■ DIRECTIONS FOR THIS TASK:
Give back each entry unchanged, minus pictures.

--- start SOURCE MATERIAL ---

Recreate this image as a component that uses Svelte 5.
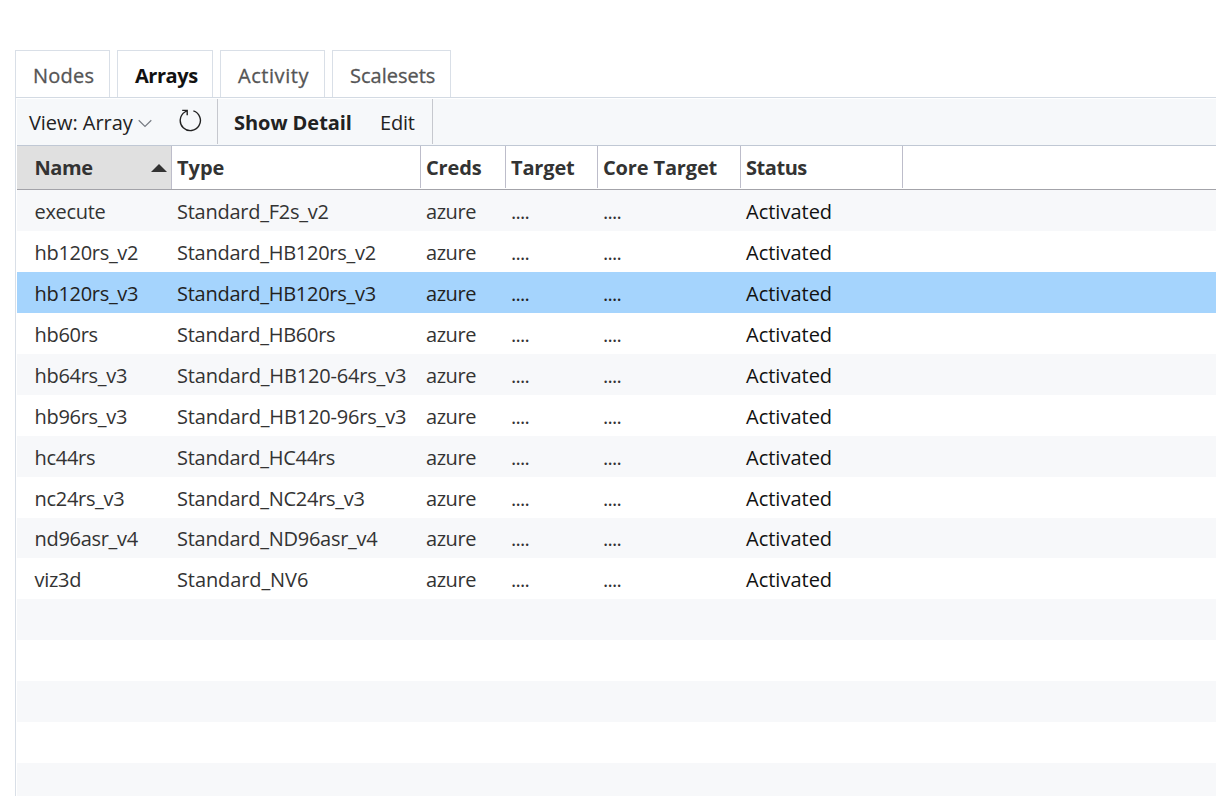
<script>
  const tabs = ['Nodes', 'Arrays', 'Activity', 'Scalesets'];
  const columns = ['Name', 'Type', 'Creds', 'Target', 'Core Target', 'Status'];
  const arrays = [
    ['execute', 'Standard_F2s_v2'],
    ['hb120rs_v2', 'Standard_HB120rs_v2'],
    ['hb120rs_v3', 'Standard_HB120rs_v3'],
    ['hb60rs', 'Standard_HB60rs'],
    ['hb64rs_v3', 'Standard_HB120-64rs_v3'],
    ['hb96rs_v3', 'Standard_HB120-96rs_v3'],
    ['hc44rs', 'Standard_HC44rs'],
    ['nc24rs_v3', 'Standard_NC24rs_v3'],
    ['nd96asr_v4', 'Standard_ND96asr_v4'],
    ['viz3d', 'Standard_NV6']
  ];
  const emptyRows = [0, 1, 2, 3, 4];
  let selected = $state('hb120rs_v3');
  let active = $state('Arrays');
</script>

<main>
  <nav>
    {#each tabs as tab}
      <button class="tab {tab.toLowerCase()}" class:active={tab === active} onclick={() => (active = tab)}><span>{tab}</span></button>
    {/each}
  </nav>
  <section>
    <div class="toolbar">
      <div class="group view">
        <span class="label">View: Array</span>
        <svg class="chevron" width="14" height="9" viewBox="0 0 14 9"><path d="M.7 1.2 7 7.4l6.3-6.2" /></svg>
        <svg class="refresh" width="24" height="24" viewBox="0 0 24 24"><path d="M15.4 2.9A10.1 10.1 0 1 1 6.9 4L9.2 2.4M4.2 2.4h5v4.8" /></svg>
      </div>
      <div class="group actions">
        <strong>Show Detail</strong>
        <span class="edit">Edit</span>
      </div>
    </div>
    <div class="grid header">
      {#each columns as column, i}
        <div class="cell h{i}" class:sorted={i === 0}>
          <span>{column}</span>
          {#if i === 0}<svg width="16" height="8" viewBox="0 0 16 8"><path d="M0 8 8 0l8 8z" /></svg>{/if}
        </div>
      {/each}
    </div>
    <div class="rows">
      {#each arrays as [name, type]}
        <div class="grid row" class:selected={name === selected}>
          <div class="cell name"><span>{name}</span></div>
          <div class="cell type" class:long={type.length > 20} class:short={type.length < 13}><span>{type}</span></div>
          <div class="cell creds"><span>azure</span></div>
          <div class="cell dots"><span>....</span></div>
          <div class="cell dots"><span>....</span></div>
          <div class="cell status"><span>Activated</span></div>
        </div>
      {/each}
      {#each emptyRows as row (row)}
        <div class="grid row"></div>
      {/each}
    </div>
  </section>
</main>

<style>
  :global(body) { background: #fff; overflow: hidden; }
  main {
    box-sizing: border-box;
    height: 796px;
    padding: 50px 0 0 15px;
    overflow: hidden;
    display: flex;
    flex-direction: column;
    font: 400 20px/28px "Open Sans", "Noto Sans", sans-serif;
    color: #333;
    white-space: nowrap;
  }
  nav { display: flex; gap: 7px; height: 47px; flex: none; }
  .tab {
    box-sizing: border-box;
    border: 1px solid #d9dfe7;
    border-bottom: 0;
    background: #fff;
    padding: 3px 0 0 17px;
    font: inherit;
    color: #555;
    text-align: left;
    -webkit-text-stroke: .3px currentColor;
  }
  .nodes { width: 95px; letter-spacing: .25px; }
  .arrays { width: 96px; letter-spacing: -.45px; }
  .activity { width: 105px; letter-spacing: .55px; }
  .scalesets { width: 119px; }
  .tab.active { color: #111; font-weight: 700; -webkit-text-stroke: 0; }
  section { flex: 1; border-top: 1px solid #d3dae3; border-left: 1px solid #d9dfe7; padding: 1px 0 0 1px; }
  .toolbar { display: flex; height: 46px; background: #f6f8fa; border-bottom: 1px solid #c0c8d4; color: #222; }
  .group { box-sizing: border-box; height: 45px; display: flex; align-items: center; border-right: 1px solid #c6c8ce; padding-top: 3px; }
  .view { width: 201px; padding-left: 12px; }
  .label { width: 104px; letter-spacing: -.05px; }
  .actions { width: 215px; padding-left: 16px; }
  .actions strong { width: 146px; letter-spacing: -.05px; }
  .edit { letter-spacing: -.2px; }
  svg { flex: none; fill: none; }
  .chevron { margin: 1px 0 0 5px; stroke: #777c84; stroke-width: 1.2; }
  .refresh { margin: -6px 0 0 26px; stroke: #222; stroke-width: 1.4; }
  .grid { display: grid; grid-template-columns: 155px 249px 85px 92px 143px 162px 1fr; }
  .header { height: 43px; border-bottom: 1px solid #a3a3a9; font-weight: 700; letter-spacing: -.15px; }
  .cell { box-sizing: border-box; display: flex; align-items: center; padding: 2px 0 0 5px; }
  .cell:first-child { padding-left: 17.5px; }
  .header .cell { border-right: 1px solid #bdbdca; margin-bottom: 1px; padding-top: 2px; }
  .header .sorted { background: #e0e0e0; justify-content: space-between; padding-top: 0; padding-right: 4px; margin-bottom: 0; letter-spacing: -.4px; }
  .header .h1 { letter-spacing: 0; }
  .header .h5 { letter-spacing: -.45px; }
  .header svg { fill: #333; }
  .row { height: 41px; background: #fff; }
  .row:nth-child(9) { height: 40px; }
  .row:nth-child(odd) { background: #f7f8fa; }
  .row.selected { background: #a5d4fd; color: #222; }
  .name { letter-spacing: -.3px; }
  .type { letter-spacing: -.26px; }
  .type.long { letter-spacing: -.18px; }
  .type.short { letter-spacing: -.1px; }
  .creds { letter-spacing: -.45px; }
  .dots { letter-spacing: -.75px; }
  .status { color: #111; }
</style>
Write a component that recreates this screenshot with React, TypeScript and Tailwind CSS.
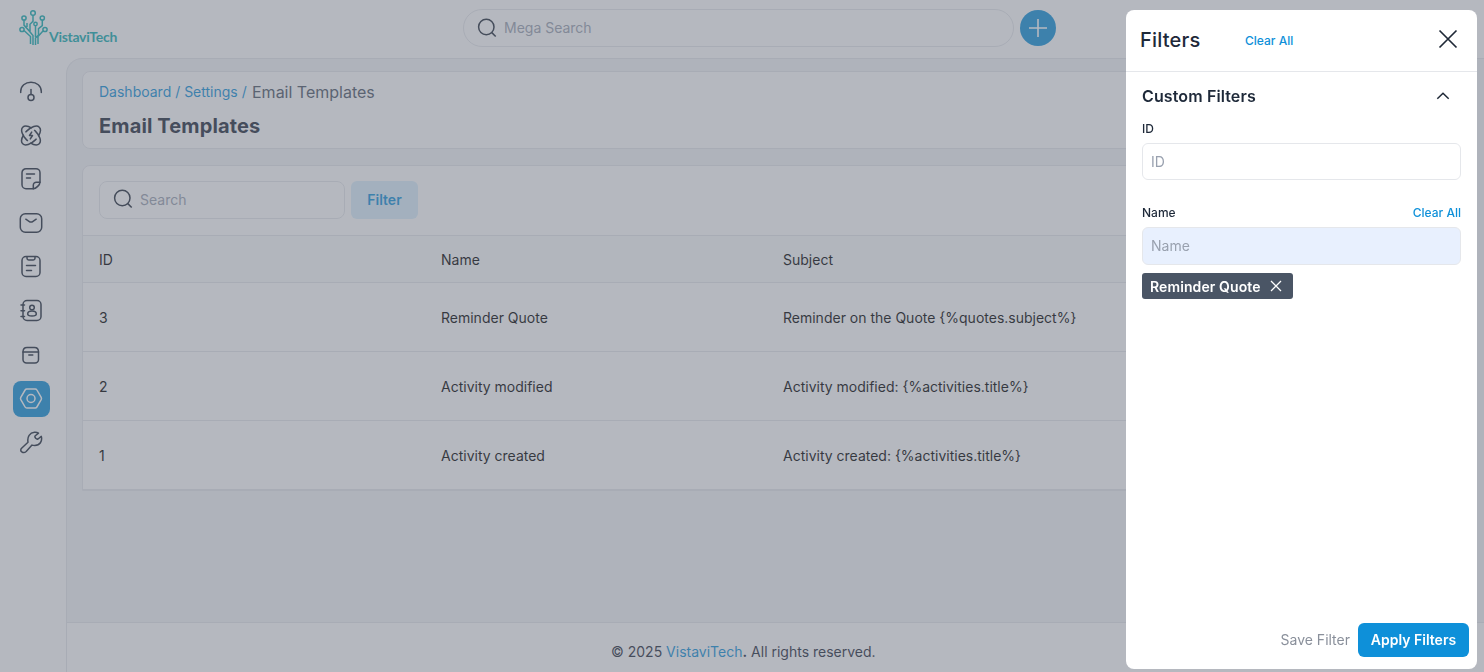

--- end SOURCE MATERIAL ---

■ THE ANSWER:
Recreate this image as a component that uses Svelte 5.
<script>
  const tabs = ['Nodes', 'Arrays', 'Activity', 'Scalesets'];
  const columns = ['Name', 'Type', 'Creds', 'Target', 'Core Target', 'Status'];
  const arrays = [
    ['execute', 'Standard_F2s_v2'],
    ['hb120rs_v2', 'Standard_HB120rs_v2'],
    ['hb120rs_v3', 'Standard_HB120rs_v3'],
    ['hb60rs', 'Standard_HB60rs'],
    ['hb64rs_v3', 'Standard_HB120-64rs_v3'],
    ['hb96rs_v3', 'Standard_HB120-96rs_v3'],
    ['hc44rs', 'Standard_HC44rs'],
    ['nc24rs_v3', 'Standard_NC24rs_v3'],
    ['nd96asr_v4', 'Standard_ND96asr_v4'],
    ['viz3d', 'Standard_NV6']
  ];
  const emptyRows = [0, 1, 2, 3, 4];
  let selected = $state('hb120rs_v3');
  let active = $state('Arrays');
</script>

<main>
  <nav>
    {#each tabs as tab}
      <button class="tab {tab.toLowerCase()}" class:active={tab === active} onclick={() => (active = tab)}><span>{tab}</span></button>
    {/each}
  </nav>
  <section>
    <div class="toolbar">
      <div class="group view">
        <span class="label">View: Array</span>
        <svg class="chevron" width="14" height="9" viewBox="0 0 14 9"><path d="M.7 1.2 7 7.4l6.3-6.2" /></svg>
        <svg class="refresh" width="24" height="24" viewBox="0 0 24 24"><path d="M15.4 2.9A10.1 10.1 0 1 1 6.9 4L9.2 2.4M4.2 2.4h5v4.8" /></svg>
      </div>
      <div class="group actions">
        <strong>Show Detail</strong>
        <span class="edit">Edit</span>
      </div>
    </div>
    <div class="grid header">
      {#each columns as column, i}
        <div class="cell h{i}" class:sorted={i === 0}>
          <span>{column}</span>
          {#if i === 0}<svg width="16" height="8" viewBox="0 0 16 8"><path d="M0 8 8 0l8 8z" /></svg>{/if}
        </div>
      {/each}
    </div>
    <div class="rows">
      {#each arrays as [name, type]}
        <div class="grid row" class:selected={name === selected}>
          <div class="cell name"><span>{name}</span></div>
          <div class="cell type" class:long={type.length > 20} class:short={type.length < 13}><span>{type}</span></div>
          <div class="cell creds"><span>azure</span></div>
          <div class="cell dots"><span>....</span></div>
          <div class="cell dots"><span>....</span></div>
          <div class="cell status"><span>Activated</span></div>
        </div>
      {/each}
      {#each emptyRows as row (row)}
        <div class="grid row"></div>
      {/each}
    </div>
  </section>
</main>

<style>
  :global(body) { background: #fff; overflow: hidden; }
  main {
    box-sizing: border-box;
    height: 796px;
    padding: 50px 0 0 15px;
    overflow: hidden;
    display: flex;
    flex-direction: column;
    font: 400 20px/28px "Open Sans", "Noto Sans", sans-serif;
    color: #333;
    white-space: nowrap;
  }
  nav { display: flex; gap: 7px; height: 47px; flex: none; }
  .tab {
    box-sizing: border-box;
    border: 1px solid #d9dfe7;
    border-bottom: 0;
    background: #fff;
    padding: 3px 0 0 17px;
    font: inherit;
    color: #555;
    text-align: left;
    -webkit-text-stroke: .3px currentColor;
  }
  .nodes { width: 95px; letter-spacing: .25px; }
  .arrays { width: 96px; letter-spacing: -.45px; }
  .activity { width: 105px; letter-spacing: .55px; }
  .scalesets { width: 119px; }
  .tab.active { color: #111; font-weight: 700; -webkit-text-stroke: 0; }
  section { flex: 1; border-top: 1px solid #d3dae3; border-left: 1px solid #d9dfe7; padding: 1px 0 0 1px; }
  .toolbar { display: flex; height: 46px; background: #f6f8fa; border-bottom: 1px solid #c0c8d4; color: #222; }
  .group { box-sizing: border-box; height: 45px; display: flex; align-items: center; border-right: 1px solid #c6c8ce; padding-top: 3px; }
  .view { width: 201px; padding-left: 12px; }
  .label { width: 104px; letter-spacing: -.05px; }
  .actions { width: 215px; padding-left: 16px; }
  .actions strong { width: 146px; letter-spacing: -.05px; }
  .edit { letter-spacing: -.2px; }
  svg { flex: none; fill: none; }
  .chevron { margin: 1px 0 0 5px; stroke: #777c84; stroke-width: 1.2; }
  .refresh { margin: -6px 0 0 26px; stroke: #222; stroke-width: 1.4; }
  .grid { display: grid; grid-template-columns: 155px 249px 85px 92px 143px 162px 1fr; }
  .header { height: 43px; border-bottom: 1px solid #a3a3a9; font-weight: 700; letter-spacing: -.15px; }
  .cell { box-sizing: border-box; display: flex; align-items: center; padding: 2px 0 0 5px; }
  .cell:first-child { padding-left: 17.5px; }
  .header .cell { border-right: 1px solid #bdbdca; margin-bottom: 1px; padding-top: 2px; }
  .header .sorted { background: #e0e0e0; justify-content: space-between; padding-top: 0; padding-right: 4px; margin-bottom: 0; letter-spacing: -.4px; }
  .header .h1 { letter-spacing: 0; }
  .header .h5 { letter-spacing: -.45px; }
  .header svg { fill: #333; }
  .row { height: 41px; background: #fff; }
  .row:nth-child(9) { height: 40px; }
  .row:nth-child(odd) { background: #f7f8fa; }
  .row.selected { background: #a5d4fd; color: #222; }
  .name { letter-spacing: -.3px; }
  .type { letter-spacing: -.26px; }
  .type.long { letter-spacing: -.18px; }
  .type.short { letter-spacing: -.1px; }
  .creds { letter-spacing: -.45px; }
  .dots { letter-spacing: -.75px; }
  .status { color: #111; }
</style>
Write a component that recreates this screenshot with React, TypeScript and Tailwind CSS.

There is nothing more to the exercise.